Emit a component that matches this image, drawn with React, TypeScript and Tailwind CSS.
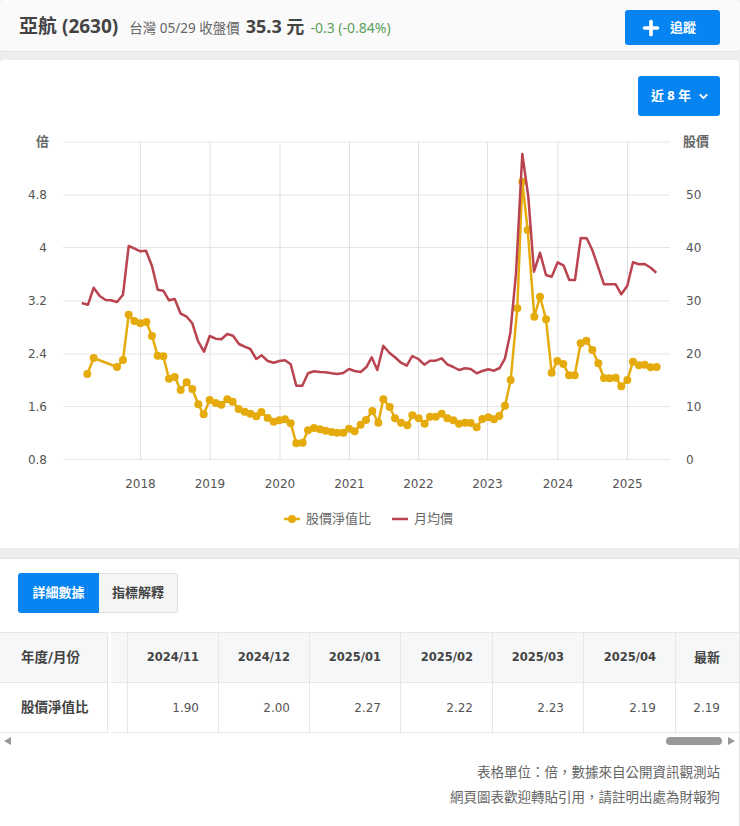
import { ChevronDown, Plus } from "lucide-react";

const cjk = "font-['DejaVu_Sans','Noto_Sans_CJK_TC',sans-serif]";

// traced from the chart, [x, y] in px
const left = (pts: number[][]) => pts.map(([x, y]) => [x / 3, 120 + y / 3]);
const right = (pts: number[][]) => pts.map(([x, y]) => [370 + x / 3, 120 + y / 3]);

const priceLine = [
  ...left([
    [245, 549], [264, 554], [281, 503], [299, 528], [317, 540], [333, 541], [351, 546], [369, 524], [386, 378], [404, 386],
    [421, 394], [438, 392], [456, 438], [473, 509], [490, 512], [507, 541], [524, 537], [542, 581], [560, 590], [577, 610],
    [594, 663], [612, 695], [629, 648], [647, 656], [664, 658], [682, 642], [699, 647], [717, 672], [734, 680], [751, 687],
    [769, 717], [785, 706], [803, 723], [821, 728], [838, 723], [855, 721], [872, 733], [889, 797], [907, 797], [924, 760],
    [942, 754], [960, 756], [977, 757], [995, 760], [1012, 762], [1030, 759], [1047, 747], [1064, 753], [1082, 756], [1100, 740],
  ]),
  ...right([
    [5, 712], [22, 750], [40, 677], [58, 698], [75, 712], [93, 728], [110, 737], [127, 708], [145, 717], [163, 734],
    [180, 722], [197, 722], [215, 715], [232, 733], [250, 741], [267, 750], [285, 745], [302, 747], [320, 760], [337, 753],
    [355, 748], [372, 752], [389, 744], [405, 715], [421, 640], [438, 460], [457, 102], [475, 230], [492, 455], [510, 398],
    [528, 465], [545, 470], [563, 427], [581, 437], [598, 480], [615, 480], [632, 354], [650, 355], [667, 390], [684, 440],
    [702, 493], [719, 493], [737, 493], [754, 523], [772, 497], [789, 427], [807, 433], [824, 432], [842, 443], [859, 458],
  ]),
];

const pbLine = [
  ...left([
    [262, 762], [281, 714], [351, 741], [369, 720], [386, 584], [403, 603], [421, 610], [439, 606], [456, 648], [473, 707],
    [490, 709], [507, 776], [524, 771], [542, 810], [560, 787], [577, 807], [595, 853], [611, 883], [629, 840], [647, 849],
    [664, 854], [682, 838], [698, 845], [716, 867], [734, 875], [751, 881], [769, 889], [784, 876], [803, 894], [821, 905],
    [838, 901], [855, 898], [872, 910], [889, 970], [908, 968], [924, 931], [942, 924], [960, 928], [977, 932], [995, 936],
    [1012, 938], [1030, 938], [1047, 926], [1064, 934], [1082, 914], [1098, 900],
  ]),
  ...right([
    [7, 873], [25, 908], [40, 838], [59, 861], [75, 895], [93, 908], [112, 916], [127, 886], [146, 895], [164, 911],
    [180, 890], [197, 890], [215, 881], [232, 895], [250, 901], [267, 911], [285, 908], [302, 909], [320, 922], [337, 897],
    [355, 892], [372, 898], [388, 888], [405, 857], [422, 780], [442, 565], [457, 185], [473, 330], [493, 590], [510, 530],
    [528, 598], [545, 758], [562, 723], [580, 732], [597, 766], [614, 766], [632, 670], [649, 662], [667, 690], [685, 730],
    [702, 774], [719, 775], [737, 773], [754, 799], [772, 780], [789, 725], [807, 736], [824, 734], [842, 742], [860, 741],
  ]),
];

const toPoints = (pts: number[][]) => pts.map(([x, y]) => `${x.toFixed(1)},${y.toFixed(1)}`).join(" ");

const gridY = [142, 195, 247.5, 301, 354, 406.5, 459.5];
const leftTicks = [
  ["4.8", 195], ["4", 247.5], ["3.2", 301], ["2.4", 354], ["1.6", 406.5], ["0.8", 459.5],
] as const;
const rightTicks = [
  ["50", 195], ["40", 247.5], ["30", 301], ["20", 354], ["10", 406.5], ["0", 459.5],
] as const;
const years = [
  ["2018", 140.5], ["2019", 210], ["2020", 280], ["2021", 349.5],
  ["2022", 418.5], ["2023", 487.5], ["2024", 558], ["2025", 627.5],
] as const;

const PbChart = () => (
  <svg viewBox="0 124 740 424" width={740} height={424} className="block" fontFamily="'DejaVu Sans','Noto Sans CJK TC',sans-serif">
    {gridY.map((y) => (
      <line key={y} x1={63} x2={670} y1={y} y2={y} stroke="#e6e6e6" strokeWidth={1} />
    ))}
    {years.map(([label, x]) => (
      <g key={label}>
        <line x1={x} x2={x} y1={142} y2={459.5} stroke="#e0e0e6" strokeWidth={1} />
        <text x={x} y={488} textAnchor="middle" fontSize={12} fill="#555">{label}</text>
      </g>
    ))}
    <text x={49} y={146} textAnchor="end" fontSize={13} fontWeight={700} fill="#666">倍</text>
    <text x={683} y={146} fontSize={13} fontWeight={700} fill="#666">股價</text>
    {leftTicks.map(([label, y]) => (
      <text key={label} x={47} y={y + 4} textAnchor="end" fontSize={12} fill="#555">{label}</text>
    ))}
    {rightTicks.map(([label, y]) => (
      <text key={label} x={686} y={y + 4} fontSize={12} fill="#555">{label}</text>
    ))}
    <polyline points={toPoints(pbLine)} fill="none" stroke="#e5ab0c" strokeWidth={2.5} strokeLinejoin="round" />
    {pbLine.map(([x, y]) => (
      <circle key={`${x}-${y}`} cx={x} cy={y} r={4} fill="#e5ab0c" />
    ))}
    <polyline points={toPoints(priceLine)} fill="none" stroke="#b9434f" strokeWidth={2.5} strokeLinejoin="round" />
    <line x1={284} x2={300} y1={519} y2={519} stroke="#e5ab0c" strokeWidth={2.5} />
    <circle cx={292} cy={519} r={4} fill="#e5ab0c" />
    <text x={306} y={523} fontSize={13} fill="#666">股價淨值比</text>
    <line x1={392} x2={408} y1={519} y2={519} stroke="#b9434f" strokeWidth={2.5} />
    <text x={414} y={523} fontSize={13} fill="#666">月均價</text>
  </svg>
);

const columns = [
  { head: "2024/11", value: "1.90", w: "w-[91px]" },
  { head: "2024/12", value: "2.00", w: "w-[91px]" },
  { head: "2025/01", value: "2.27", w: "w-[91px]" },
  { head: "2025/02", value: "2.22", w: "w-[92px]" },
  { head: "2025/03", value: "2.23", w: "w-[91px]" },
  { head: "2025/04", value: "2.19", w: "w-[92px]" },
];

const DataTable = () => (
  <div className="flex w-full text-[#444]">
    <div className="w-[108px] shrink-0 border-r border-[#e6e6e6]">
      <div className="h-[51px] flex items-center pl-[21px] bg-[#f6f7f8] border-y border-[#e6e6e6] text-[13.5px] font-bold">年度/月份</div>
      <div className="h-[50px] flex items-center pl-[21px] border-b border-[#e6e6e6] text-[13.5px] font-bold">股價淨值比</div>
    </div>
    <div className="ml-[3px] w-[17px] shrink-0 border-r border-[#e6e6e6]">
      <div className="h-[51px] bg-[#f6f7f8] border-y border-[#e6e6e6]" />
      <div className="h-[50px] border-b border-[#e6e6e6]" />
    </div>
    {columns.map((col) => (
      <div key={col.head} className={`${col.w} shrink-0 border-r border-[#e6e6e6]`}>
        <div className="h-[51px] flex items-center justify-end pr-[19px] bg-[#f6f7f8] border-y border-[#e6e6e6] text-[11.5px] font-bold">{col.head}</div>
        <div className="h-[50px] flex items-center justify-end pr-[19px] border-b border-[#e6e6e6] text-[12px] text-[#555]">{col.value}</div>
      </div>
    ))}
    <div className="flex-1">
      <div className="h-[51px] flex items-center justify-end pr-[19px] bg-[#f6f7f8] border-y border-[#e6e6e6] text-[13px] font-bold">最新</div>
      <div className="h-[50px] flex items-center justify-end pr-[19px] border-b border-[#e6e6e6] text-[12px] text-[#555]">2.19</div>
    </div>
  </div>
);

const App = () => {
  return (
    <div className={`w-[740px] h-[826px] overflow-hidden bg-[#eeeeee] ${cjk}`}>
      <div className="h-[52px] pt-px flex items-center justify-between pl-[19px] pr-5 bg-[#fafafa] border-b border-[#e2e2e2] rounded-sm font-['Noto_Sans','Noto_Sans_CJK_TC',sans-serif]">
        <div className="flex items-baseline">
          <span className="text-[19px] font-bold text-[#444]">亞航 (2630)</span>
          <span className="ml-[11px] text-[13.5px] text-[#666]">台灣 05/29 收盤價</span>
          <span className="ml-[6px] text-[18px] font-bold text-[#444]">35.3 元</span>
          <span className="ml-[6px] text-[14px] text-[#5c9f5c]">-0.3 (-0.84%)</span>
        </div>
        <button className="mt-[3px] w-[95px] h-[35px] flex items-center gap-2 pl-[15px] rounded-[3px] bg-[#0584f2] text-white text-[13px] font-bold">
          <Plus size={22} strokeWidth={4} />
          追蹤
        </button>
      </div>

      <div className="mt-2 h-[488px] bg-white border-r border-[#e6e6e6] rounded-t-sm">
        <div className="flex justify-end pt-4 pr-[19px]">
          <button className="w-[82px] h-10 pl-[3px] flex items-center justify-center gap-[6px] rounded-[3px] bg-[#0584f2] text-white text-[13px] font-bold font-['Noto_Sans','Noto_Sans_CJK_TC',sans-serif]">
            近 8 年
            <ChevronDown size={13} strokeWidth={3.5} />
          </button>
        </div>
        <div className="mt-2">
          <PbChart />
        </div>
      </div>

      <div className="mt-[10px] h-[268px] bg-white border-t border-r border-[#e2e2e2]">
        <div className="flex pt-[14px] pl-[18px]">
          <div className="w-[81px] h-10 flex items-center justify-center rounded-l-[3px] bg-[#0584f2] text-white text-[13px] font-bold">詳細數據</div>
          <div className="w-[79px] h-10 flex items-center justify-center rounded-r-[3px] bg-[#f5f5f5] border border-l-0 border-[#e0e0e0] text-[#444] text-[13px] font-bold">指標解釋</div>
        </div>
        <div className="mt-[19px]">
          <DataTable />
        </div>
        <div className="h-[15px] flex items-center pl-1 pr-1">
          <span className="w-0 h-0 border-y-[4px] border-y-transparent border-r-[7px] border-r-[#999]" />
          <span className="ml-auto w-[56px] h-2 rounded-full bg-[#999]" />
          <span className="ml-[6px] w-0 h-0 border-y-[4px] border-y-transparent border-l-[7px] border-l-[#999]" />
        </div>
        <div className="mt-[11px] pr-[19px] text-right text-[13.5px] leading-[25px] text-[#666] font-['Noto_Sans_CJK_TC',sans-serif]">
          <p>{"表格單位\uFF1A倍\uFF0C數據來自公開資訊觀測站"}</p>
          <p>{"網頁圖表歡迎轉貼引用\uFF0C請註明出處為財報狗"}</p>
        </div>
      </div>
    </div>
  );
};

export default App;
---
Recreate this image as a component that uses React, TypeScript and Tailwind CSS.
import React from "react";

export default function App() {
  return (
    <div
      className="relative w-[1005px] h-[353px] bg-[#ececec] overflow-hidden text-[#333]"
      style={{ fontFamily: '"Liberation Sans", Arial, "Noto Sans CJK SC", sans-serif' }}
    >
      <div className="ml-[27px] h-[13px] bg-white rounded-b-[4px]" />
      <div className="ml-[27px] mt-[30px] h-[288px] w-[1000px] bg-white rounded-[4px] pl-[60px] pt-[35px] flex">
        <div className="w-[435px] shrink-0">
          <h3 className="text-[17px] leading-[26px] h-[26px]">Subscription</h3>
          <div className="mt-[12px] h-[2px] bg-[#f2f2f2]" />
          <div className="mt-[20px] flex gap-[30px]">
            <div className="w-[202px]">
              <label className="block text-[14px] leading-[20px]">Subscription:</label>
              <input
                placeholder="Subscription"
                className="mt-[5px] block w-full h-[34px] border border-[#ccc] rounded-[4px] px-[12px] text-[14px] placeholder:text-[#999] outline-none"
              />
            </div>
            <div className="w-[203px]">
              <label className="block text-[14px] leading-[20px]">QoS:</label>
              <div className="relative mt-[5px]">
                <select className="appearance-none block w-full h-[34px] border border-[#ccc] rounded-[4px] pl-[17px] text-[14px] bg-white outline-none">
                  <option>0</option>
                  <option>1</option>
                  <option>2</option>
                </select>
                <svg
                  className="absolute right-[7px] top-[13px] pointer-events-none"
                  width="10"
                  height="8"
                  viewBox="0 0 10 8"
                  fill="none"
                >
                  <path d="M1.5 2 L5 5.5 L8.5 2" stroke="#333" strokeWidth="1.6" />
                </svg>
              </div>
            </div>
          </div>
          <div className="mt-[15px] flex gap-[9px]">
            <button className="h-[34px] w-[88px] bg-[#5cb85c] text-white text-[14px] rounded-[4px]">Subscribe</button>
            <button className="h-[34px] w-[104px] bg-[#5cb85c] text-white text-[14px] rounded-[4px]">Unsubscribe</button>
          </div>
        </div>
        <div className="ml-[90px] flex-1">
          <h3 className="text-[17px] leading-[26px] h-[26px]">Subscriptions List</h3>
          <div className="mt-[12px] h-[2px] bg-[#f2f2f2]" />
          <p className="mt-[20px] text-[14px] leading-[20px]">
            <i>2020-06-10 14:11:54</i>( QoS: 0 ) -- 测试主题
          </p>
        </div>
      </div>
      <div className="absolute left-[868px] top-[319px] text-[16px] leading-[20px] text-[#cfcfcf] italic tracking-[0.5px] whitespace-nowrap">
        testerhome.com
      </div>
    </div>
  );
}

## [Exercise directions]
Using the data above, set down each line from the line with "Emit a component" to the line with "const right = (pts: number[][])" exactly, both ends included, and leave the pictures behind. Nothing else belongs.

## [Worked answer]
Emit a component that matches this image, drawn with React, TypeScript and Tailwind CSS.
import { ChevronDown, Plus } from "lucide-react";

const cjk = "font-['DejaVu_Sans','Noto_Sans_CJK_TC',sans-serif]";

// traced from the chart, [x, y] in px
const left = (pts: number[][]) => pts.map(([x, y]) => [x / 3, 120 + y / 3]);
const right = (pts: number[][]) => pts.map(([x, y]) => [370 + x / 3, 120 + y / 3]);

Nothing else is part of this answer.